Remove policy offload for async grpo dtensor #1608

smahdavi4 · 2025-12-07T06:14:08Z

What does this PR do ?

The async GRPO does not need to offload the policy after checkpointing since the training and inference are not colocated. Currently this leads to exception after checkpointing since some tensors are not moved back to cuda.

Summary by CodeRabbit

Refactor
- Streamlined resource handling during checkpoint finalization in GRPO async training by removing an unnecessary cleanup step. This change improves efficiency without affecting training behavior or output.
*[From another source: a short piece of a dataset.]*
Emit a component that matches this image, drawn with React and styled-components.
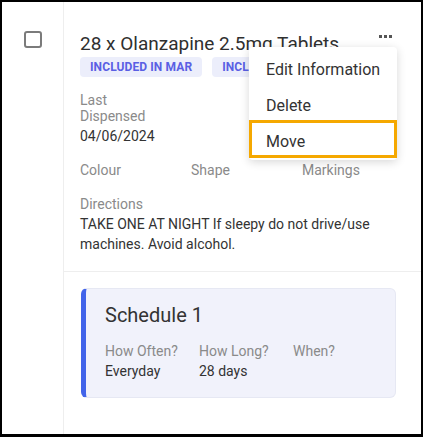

_{✏️ Tip: You can customize this high-level summary in your review settings.}

Signed-off-by: Sadegh Mahdavi <[email protected]>

coderabbitai · 2025-12-07T06:16:03Z

📝 Walkthrough

Walkthrough

Removed a call to policy.offload_after_refit() that executed after finalizing a checkpoint during async GRPO training. This single-line removal eliminates the offload operation in that specific code path without altering control flow or initialization logic.

Changes

Cohort / File(s)	Change Summary
GRPO async checkpoint handling `nemo_rl/algorithms/grpo.py`	Removed `policy.offload_after_refit()` call following checkpoint finalization in async GRPO training

Estimated code review effort

🎯 1 (Trivial) | ⏱️ ~2 minutes

Suggested labels

Performance

Suggested reviewers

parthchadha
yuki-97

Pre-merge checks and finishing touches

✅ Passed checks (4 passed)

Check name	Status	Explanation
Description Check	✅ Passed	Check skipped - CodeRabbit’s high-level summary is enabled.
Title check	✅ Passed	The title accurately reflects the main change: removing policy offload for async GRPO in the dtensor training workflow.
Docstring Coverage	✅ Passed	No functions found in the changed files to evaluate docstring coverage. Skipping docstring coverage check.
Test Results For Major Changes	✅ Passed	Minor bug fix removing problematic optimizer offload call in async GRPO; no major feature changes, breaking changes, or significant refactoring.

✨ Finishing touches

📝 Generate docstrings

🧪 Generate unit tests (beta)

Create PR with unit tests
Post copyable unit tests in a comment

📜 Recent review details

Configuration used: Path: .coderabbit.yaml

Review profile: CHILL

Plan: Pro

📥 Commits

Reviewing files that changed from the base of the PR and between 0947683 and e545aad.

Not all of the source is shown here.